The Asian Civilisations Museum (ACM) will open three new permanent galleries on Saturday that feature Christian Art, Islamic Art and Ancestors And Rituals.
These galleries on the second level of the museum will show how systems of faith and belief spread across Asia, as well as how religious art adapted as a result. They have a South-east Asian focus.
With highlights ranging from a hornbill carving by Sarawak’s Iban community to a 17th-century sculpture of the Virgin Mary with possible Chinese, Filipino and Mexican influences, these new galleries are part of the museum’s move to organise galleries thematically rather than by geographic region.
The museum is also shifting from an ethnographic focus to one that pays more attention to art, said its director Kennie Ting at a media preview yesterday.
“What this means is not that we forget the cultural and historical significance of each object… but in the curation of the pieces here, we are also now focusing on the aesthetics, the elements of craftsmanship, design and tradition.
“The point to be made here, in presenting only masterpieces from Asia, is to say that in Asia, we have a very long tradition of excellent innovation and craftsmanship. We should be extremely proud of this heritage we have, particularly here in South-east Asia.”
VIEW IT / SOUTHEAST ASIA IN THE WORLD
WHERE: Asian Civilisations Museum, 1 Empress Place
WHEN: Daily from Saturday, 10am to 7pm (Saturdays to Thursdays) and 10am to 9pm (Fridays)
ADMISSION: Free for Singapore citizens and permanent residents, $8 for foreign residents
The Islamic Art gallery will occupy a space that formerly showcased South-east Asian jewellery and textiles.
The more than 150 works on display at the 200 sq m gallery range from an ornate 19th-century Quran from Terengganu in the Malay Peninsula to a prayer chart that was used at the now-demolished Wak Sumang Mosque in Punggol until 1995.
The Christian Art gallery, which takes over the space occupied previously by Islamic Art, will be the first permanent museum space in the world dedicated to showcasing Christian works of art that were made in Asia.
About 50 pieces from the 16th to 19th centuries will be housed in the 201 sq m space.
At the new Ancestors And Rituals gallery, which took over a 377 sq m space that used to display Chinese art, there are more than 240 works reflecting the ancestral and ritualistic beliefs of traditional societies.
These include a 18th-or 19th-century ornament from Pattani in the Malay Peninsula, which adorned a makara palanquin that was used in village ceremonies marking the circumcision of young boys.

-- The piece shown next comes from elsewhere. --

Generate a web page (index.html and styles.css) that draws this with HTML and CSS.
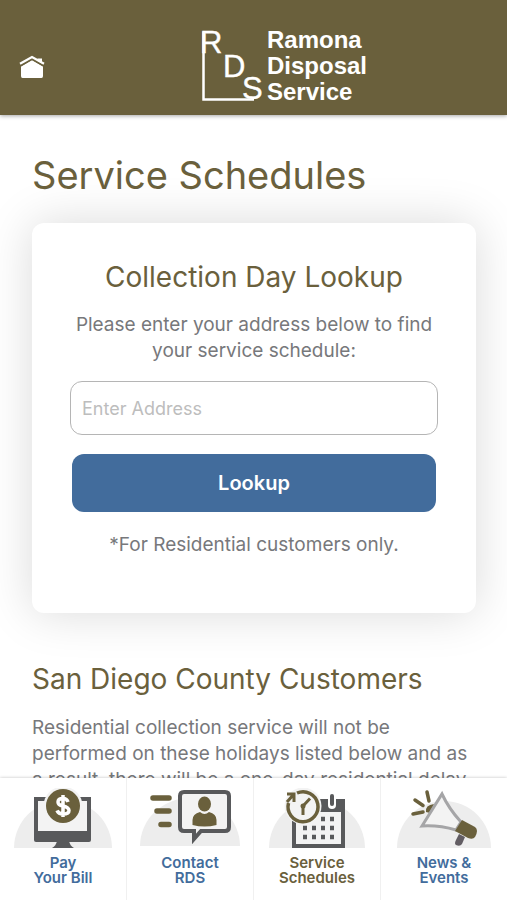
FILE: index.html
```html
<!DOCTYPE html>
<html lang="en">
<head>
    <meta charset="UTF-8">
    <meta name="viewport" content="width=device-width, initial-scale=1.0">
    <title>Service Schedules</title>
    <link rel="stylesheet" href="styles.css">
</head>
<body>
<header class="header">
    <a class="home-link" href="#" aria-label="Home">
        <svg width="26" height="24" viewBox="0 0 26 24">
            <path d="M13 6 24 12.500V22Q24 24 22.500 24H3.500Q2 24 2 22V12.500Z" fill="#fff"/>
            <path d="M18.500 4.500h4.500v5l-4.500-2.500z" fill="#fff"/>
            <path d="M1.500 11.800 13 5.400 24.500 11.800" fill="none" stroke="#6a603c" stroke-width="1.400"/>
            <path d="M1 9.800 13 3 25 9.800" fill="none" stroke="#fff" stroke-width="2.200"/>
        </svg>
    </a>
    <a class="logo" href="#">
        <svg class="logo-mark" width="65" height="74" viewBox="0 0 65 74">
            <path d="M3.500 2.500V70.500H54" fill="none" stroke="#fff" stroke-width="2.500"/>
            <text class="logo-letter" x="0" y="24">R</text>
            <text class="logo-letter" x="23" y="48">D</text>
            <text class="logo-letter" x="42" y="70">S</text>
        </svg>
        <span class="logo-name">Ramona<br>Disposal<br>Service</span>
    </a>
</header>

<main class="content">
    <h1>Service Schedules</h1>
    <form class="card">
        <h2>Collection Day Lookup</h2>
        <label for="address">Please enter your address below to find your service schedule:</label>
        <input type="text" id="address" placeholder="Enter Address">
        <button type="submit">Lookup</button>
        <p>*For Residential customers only.</p>
    </form>
    <h2>San Diego County Customers</h2>
    <p>Residential collection service will not be performed on these holidays listed below and as a result, there will be a one-day residential delay</p>
</main>

<nav class="tabs">
    <a class="tab" href="#">
        <svg class="tab-icon" viewBox="0 0 100 62">
            <path d="M1 60a49 48 0 0 1 98 0z" fill="#ededed"/>
            <path d="M23 11H76V48H23z" fill="#f3f3f3" stroke="#58595b" stroke-width="4"/>
            <path d="M21 43H78V52Q78 54 76 54H23Q21 54 21 52z" fill="#58595b"/>
            <path d="M44 53H56Q57 58 61 60H39Q43 58 44 53z" fill="#58595b"/>
            <circle cx="50" cy="18" r="19.500" fill="#f3f3f3"/>
            <circle cx="50" cy="18" r="17" fill="#6a603c"/>
            <path d="M55 14Q54 10.500 50 10.500Q45 10.500 45 14Q45 17 50 18Q56 19.500 56 22.500Q56 26 50 26Q45.500 26 44 22.500M50 7v22" fill="none" stroke="#fff" stroke-width="3.500"/>
        </svg>
        <span>Pay<br>Your Bill</span>
    </a>
    <a class="tab" href="#">
        <svg class="tab-icon" viewBox="0 0 100 62">
            <path d="M0 58a50 48 0 0 1 100 0z" fill="#ededed"/>
            <path d="M13 10H29M17 23H29M21 36.500H29" stroke="#6a603c" stroke-width="5.500" stroke-linecap="round"/>
            <path d="M44 4H85Q89 4 89 8V39Q89 43 85 43H61L54 51V43H44Q40 43 40 39V8Q40 4 44 4z" fill="#f3f3f3" stroke="#58595b" stroke-width="4"/>
            <ellipse cx="64.500" cy="16" rx="6.500" ry="7.500" fill="#6a603c"/>
            <path d="M52.500 37V32Q52.500 26 60 24Q64.500 28 69 24Q76.500 26 76.500 32V37Q64.500 40 52.500 37z" fill="#6a603c"/>
        </svg>
        <span>Contact<br>RDS</span>
    </a>
    <a class="tab tab-active" href="#">
        <svg class="tab-icon" viewBox="0 0 100 62">
            <path d="M2 60a48 48 0 0 1 96 0z" fill="#ededed"/>
            <path d="M27 17H76V58H27z" fill="#f3f3f3" stroke="#58595b" stroke-width="4"/>
            <path d="M52 11H78V24H52z" fill="#58595b"/>
            <path d="M65 7V17" stroke="#fff" stroke-width="8" stroke-linecap="round"/>
            <path d="M65 8V16" stroke="#58595b" stroke-width="4" stroke-linecap="round"/>
            <path d="M54 31h4M63 31h4M36 40h4M45 40h4M54 40h4M63 40h4M36 49h4M45 49h4M54 49h4M63 49h4" stroke="#58595b" stroke-width="4.500"/>
            <circle cx="36" cy="18" r="18.500" fill="#f3f3f3"/>
            <path d="M30 5A15 15 0 1 1 21.500 15" fill="none" stroke="#6a603c" stroke-width="3.500"/>
            <path d="M20 6h7v8M27 6l-7 8" fill="none" stroke="#6a603c" stroke-width="3"/>
            <path d="M43 10.500 36 18V27" fill="none" stroke="#6a603c" stroke-width="3"/>
            <circle cx="36" cy="18" r="2.500" fill="#6a603c"/>
        </svg>
        <span>Service<br>Schedules</span>
    </a>
    <a class="tab" href="#">
        <svg class="tab-icon" viewBox="0 0 100 62">
            <path d="M3 60a47 47 0 0 1 94 0z" fill="#ededed"/>
            <path d="M33 4 35 13M21 12 29 17.500M19 26 29 24" stroke="#6a603c" stroke-width="3.500" stroke-linecap="round"/>
            <path d="M40 16Q31 17 32 24L36 25z" fill="#6a603c"/>
            <path d="M48 6Q55 21 67 34L62 42Q45 37 28 38Z" fill="#f3f3f3" stroke="#a5a5a7" stroke-width="3"/>
            <path d="M68 32 81 39Q85 42 81 49Q79 52 74 50L61 43Z" fill="#6a603c"/>
            <path d="M65 46 71 49 68 56Q66 59 62 57Q60 56 62 52z" fill="#625d63"/>
        </svg>
        <span>News &amp;<br>Events</span>
    </a>
</nav>
</body>
</html>
```

FILE: styles.css
```css
* {
    box-sizing: border-box;
}

body {
    display: flex;
    flex-direction: column;
    height: 100vh;
    margin: 0;
    background-color: #fff;
    color: #77787b;
    font-family: Inter, "Liberation Sans", sans-serif;
    font-size: 19px;
    line-height: 26px;
}

a {
    text-decoration: none;
}

.header {
    display: grid;
    grid-template-columns: 1fr auto 1fr;
    align-items: center;
    padding: 27px 19px 10px;
    background-color: #6a603c;
    box-shadow: 0 1px 4px rgba(0, 0, 0, 0.35);
    z-index: 1;
}

.home-link {
    display: flex;
}

.logo {
    display: flex;
    align-items: center;
    gap: 2px;
    margin-left: 60px;
    color: #fff;
}

.logo-mark {
    flex: none;
}

.logo-letter {
    fill: #fff;
    stroke: #fff;
    stroke-width: 0.4px;
    font-family: "Liberation Sans", Arial, sans-serif;
    font-size: 31px;
}

.logo-name {
    font-family: "Liberation Sans", Arial, sans-serif;
    font-size: 24px;
    font-weight: bold;
    line-height: 26px;
}

.content {
    flex: 1;
    min-height: 0;
    padding: 36px 31px 0 32px;
    overflow-y: auto;
    scrollbar-width: none;
}

h1, h2 {
    margin: 0;
    color: #6a603c;
    font-weight: 400;
}

h1 {
    font-size: 38px;
    line-height: 48px;
}

h2 {
    font-size: 28px;
    line-height: 36px;
}

p {
    margin: 18px 0 0;
}

.card {
    display: flex;
    flex-direction: column;
    margin: 24px 0 48px;
    padding: 36px 40px 55px;
    border-radius: 12px;
    background-color: #fff;
    box-shadow: 0 0 48px rgba(0, 0, 0, 0.15);
    text-align: center;
}

.card label {
    margin: 17px 0;
}

.card p {
    margin-top: 20px;
}

.card input {
    height: 54px;
    margin: 0 -2px 19px;
    padding: 0 11px;
    border: 1px solid #b5b5b5;
    border-radius: 12px;
    font: inherit;
    font-size: 18px;
}

.card input::placeholder {
    color: #bdbdbd;
}

.card button {
    height: 58px;
    border: none;
    border-radius: 12px;
    background-color: #426c9c;
    color: #fff;
    font: inherit;
    font-size: 20px;
    font-weight: 600;
    cursor: pointer;
}

.tabs {
    display: flex;
    background-color: #fff;
    box-shadow: 0 0 3px rgba(0, 0, 0, 0.25);
    z-index: 1;
}

.tab {
    display: flex;
    flex: 1;
    flex-direction: column;
    align-items: center;
    gap: 5px;
    padding: 10px 0 15px;
    border-right: 1px solid #f0f0f0;
    color: #426c9c;
    font-size: 15px;
    font-weight: 600;
    line-height: 15px;
    text-align: center;
}

.tab:last-child {
    border-right: none;
}

.tab-active {
    color: #6a603c;
}

.tab-icon {
    width: 100px;
    height: 62px;
}
```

Ancestors And Rituals contains works from the museum’s oldest collections, originally in the old Raffles Library and Museum.
The ACM is focusing more heavily on design and craftsmanship, Mr Ting says, adding that from early 2020, the museum’s third floor will showcase a pan-Asian collection of jewellery, fashion and textiles.
The launch of three new permanent galleries is a highlight of the museum’s Year of South-east Asia.
Mr Ting says: “The core of the museum’s collection was and continues to be the South-east Asian ethnographic collection that previously belonged to the former Raffles Library and Museum (today’s National Museum of Singapore) and which was collected during the colonial period.
“With these new and refreshed galleries, ACM places South-east Asia squarely at the heart of our museum’s overall curatorial narrative.”
Aside from the new galleries, the public can expect a rotation of new exhibits at the museum’s Trade galleries, as well as a new series of museum trails for adults and children.